[AIM]
Reproduce the material that follows, please, but only from its first line to the line containing "['#40ffe3', '#47ffe2', '#50ffe1', '#60ffde', '#71ffd8'];", inclusive.

[DATA SHOWN]
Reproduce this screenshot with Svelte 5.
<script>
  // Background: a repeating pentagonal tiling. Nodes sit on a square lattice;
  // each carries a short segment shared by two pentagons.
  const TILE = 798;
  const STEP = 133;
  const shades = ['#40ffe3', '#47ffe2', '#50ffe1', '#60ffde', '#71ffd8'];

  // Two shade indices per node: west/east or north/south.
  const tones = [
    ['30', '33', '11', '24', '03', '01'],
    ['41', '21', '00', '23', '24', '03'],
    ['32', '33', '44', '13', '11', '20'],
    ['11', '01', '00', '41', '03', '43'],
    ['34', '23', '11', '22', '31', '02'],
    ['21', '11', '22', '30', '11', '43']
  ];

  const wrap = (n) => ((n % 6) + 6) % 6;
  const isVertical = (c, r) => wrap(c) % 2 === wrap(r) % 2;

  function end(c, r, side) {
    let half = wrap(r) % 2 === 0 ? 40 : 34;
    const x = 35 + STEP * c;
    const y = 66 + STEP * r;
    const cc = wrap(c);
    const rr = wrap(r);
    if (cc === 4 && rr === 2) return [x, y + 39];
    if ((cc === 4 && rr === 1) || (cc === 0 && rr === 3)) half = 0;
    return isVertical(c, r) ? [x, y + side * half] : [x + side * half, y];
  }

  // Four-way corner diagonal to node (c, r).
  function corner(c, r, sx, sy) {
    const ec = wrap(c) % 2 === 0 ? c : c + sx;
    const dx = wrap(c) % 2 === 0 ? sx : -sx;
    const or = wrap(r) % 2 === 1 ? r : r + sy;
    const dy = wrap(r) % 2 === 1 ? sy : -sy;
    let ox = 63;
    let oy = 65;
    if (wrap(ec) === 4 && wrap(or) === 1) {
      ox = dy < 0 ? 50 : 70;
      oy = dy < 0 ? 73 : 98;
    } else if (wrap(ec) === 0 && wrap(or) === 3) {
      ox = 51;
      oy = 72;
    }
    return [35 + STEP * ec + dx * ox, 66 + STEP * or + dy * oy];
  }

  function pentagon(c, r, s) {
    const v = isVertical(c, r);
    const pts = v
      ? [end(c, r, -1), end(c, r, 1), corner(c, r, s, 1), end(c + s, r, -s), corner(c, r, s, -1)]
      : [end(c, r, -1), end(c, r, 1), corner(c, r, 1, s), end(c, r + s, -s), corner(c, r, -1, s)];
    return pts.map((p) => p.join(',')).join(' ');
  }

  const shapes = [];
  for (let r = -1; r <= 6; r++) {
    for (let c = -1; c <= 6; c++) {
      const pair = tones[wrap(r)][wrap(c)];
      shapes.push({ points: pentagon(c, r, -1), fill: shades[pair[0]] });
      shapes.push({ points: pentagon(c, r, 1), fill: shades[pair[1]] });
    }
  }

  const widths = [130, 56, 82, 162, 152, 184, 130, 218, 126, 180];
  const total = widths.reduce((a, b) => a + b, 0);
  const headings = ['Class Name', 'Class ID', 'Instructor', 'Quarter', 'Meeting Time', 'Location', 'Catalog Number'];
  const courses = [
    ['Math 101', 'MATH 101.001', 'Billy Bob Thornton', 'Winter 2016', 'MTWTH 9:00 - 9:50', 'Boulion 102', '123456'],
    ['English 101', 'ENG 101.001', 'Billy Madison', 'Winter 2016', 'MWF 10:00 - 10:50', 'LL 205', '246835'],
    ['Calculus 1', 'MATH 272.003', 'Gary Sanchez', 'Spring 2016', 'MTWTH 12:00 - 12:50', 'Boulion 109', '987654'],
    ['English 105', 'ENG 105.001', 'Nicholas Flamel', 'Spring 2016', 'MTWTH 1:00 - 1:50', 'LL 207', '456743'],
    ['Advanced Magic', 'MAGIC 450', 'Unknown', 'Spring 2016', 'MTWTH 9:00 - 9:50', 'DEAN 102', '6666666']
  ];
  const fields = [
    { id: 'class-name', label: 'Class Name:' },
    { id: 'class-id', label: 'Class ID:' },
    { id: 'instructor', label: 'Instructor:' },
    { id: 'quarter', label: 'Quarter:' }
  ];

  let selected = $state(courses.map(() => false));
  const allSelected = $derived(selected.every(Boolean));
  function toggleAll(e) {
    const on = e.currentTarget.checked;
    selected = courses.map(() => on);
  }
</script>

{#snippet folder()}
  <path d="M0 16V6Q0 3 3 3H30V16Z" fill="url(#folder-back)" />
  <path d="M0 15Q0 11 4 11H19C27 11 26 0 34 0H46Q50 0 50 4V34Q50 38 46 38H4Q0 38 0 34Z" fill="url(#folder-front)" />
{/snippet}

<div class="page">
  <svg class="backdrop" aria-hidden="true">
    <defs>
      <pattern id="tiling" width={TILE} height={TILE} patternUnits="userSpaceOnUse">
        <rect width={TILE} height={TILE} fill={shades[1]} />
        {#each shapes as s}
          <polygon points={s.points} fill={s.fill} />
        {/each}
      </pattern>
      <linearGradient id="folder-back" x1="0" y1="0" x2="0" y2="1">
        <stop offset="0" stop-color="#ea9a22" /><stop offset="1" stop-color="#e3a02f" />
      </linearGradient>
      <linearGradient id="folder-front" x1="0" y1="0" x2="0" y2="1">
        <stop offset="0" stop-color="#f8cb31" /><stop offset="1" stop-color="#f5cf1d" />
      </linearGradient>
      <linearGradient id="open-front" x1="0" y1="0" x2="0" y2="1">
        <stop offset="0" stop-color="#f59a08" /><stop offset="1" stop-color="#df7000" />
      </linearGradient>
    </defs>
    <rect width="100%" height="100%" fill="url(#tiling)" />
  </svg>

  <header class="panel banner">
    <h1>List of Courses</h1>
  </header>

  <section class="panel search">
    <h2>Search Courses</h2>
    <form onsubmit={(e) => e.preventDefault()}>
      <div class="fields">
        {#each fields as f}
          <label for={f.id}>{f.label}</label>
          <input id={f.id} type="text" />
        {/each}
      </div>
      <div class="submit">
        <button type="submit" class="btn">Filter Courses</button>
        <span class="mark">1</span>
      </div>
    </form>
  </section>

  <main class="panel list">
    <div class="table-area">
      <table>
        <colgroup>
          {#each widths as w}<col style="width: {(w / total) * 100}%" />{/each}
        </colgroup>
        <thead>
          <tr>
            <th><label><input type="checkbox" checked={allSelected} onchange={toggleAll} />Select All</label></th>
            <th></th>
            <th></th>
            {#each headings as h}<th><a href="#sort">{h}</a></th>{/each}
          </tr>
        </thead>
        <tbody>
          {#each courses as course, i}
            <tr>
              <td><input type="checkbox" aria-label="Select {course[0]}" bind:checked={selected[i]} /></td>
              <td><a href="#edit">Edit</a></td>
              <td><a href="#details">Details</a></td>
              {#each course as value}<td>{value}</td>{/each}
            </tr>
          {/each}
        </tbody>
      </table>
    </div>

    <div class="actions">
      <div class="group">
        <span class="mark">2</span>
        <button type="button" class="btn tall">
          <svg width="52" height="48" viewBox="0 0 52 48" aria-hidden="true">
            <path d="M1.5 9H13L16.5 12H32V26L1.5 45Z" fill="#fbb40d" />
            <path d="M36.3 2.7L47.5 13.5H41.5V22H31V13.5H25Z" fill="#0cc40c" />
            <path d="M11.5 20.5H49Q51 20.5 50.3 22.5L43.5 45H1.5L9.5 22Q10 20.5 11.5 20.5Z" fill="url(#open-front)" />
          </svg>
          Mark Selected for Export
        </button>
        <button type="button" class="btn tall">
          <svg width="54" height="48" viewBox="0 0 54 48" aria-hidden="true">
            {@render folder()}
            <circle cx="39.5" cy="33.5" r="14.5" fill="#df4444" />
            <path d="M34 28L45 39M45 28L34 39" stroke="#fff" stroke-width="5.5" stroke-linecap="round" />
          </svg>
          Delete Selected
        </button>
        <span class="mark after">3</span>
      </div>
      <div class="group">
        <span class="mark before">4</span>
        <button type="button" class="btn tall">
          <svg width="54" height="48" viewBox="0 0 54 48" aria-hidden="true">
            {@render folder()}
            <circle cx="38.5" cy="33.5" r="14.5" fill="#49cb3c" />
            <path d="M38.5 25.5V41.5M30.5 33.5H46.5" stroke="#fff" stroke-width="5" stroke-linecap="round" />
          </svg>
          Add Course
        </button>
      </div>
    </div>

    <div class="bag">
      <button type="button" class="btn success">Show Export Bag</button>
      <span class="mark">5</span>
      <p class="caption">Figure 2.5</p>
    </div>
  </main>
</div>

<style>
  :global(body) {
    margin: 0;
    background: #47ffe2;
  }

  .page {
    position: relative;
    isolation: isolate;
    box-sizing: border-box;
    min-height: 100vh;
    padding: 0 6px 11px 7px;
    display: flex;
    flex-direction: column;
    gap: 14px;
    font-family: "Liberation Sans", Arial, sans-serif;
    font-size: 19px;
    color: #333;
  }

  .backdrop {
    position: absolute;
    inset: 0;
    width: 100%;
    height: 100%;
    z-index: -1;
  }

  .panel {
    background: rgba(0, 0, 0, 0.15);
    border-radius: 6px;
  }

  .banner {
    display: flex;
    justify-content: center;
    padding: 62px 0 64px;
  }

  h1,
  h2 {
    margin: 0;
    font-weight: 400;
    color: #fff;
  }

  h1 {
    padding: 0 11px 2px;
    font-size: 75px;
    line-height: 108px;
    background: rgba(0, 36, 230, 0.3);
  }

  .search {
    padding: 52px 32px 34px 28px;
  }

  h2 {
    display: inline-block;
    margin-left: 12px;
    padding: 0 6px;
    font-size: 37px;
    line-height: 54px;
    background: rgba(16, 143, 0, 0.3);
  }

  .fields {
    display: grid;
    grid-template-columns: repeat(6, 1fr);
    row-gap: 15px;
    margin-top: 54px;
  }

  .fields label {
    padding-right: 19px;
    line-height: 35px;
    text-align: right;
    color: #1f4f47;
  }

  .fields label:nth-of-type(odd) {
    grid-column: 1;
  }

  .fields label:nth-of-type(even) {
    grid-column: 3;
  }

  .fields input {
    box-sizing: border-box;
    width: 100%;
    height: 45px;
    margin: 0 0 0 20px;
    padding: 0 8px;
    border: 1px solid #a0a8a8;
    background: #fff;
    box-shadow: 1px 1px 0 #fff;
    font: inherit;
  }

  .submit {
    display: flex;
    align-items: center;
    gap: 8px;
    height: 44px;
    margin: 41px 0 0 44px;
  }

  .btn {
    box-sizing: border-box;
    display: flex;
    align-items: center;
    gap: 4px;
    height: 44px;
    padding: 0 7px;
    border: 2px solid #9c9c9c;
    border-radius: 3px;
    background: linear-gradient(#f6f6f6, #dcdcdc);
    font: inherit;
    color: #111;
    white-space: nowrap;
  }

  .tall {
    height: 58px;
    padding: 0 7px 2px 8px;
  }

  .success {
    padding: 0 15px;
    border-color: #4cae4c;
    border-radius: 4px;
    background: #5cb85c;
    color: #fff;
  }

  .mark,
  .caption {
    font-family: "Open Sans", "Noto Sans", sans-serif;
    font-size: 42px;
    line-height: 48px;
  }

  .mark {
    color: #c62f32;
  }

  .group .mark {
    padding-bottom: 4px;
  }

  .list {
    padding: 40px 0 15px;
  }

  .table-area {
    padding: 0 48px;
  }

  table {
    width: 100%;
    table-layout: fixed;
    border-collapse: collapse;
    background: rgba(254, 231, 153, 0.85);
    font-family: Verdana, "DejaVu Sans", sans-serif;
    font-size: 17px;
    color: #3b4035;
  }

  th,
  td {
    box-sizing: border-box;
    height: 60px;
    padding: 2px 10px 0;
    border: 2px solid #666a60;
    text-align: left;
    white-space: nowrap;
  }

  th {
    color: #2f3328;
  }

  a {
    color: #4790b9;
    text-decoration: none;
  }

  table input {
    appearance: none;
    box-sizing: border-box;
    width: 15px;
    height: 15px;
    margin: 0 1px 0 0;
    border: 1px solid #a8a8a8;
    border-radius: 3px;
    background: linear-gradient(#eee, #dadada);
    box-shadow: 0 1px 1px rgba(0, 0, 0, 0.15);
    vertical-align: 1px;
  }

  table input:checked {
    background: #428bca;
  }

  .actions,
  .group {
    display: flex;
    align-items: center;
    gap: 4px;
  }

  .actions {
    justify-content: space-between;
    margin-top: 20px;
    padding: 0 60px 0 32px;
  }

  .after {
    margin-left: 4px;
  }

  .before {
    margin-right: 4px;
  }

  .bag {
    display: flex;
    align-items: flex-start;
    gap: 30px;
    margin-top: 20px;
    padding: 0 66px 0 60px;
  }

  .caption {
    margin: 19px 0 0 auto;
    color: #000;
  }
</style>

[SOLUTION TO THE EXERCISE]
Reproduce this screenshot with Svelte 5.
<script>
  // Background: a repeating pentagonal tiling. Nodes sit on a square lattice;
  // each carries a short segment shared by two pentagons.
  const TILE = 798;
  const STEP = 133;
  const shades = ['#40ffe3', '#47ffe2', '#50ffe1', '#60ffde', '#71ffd8'];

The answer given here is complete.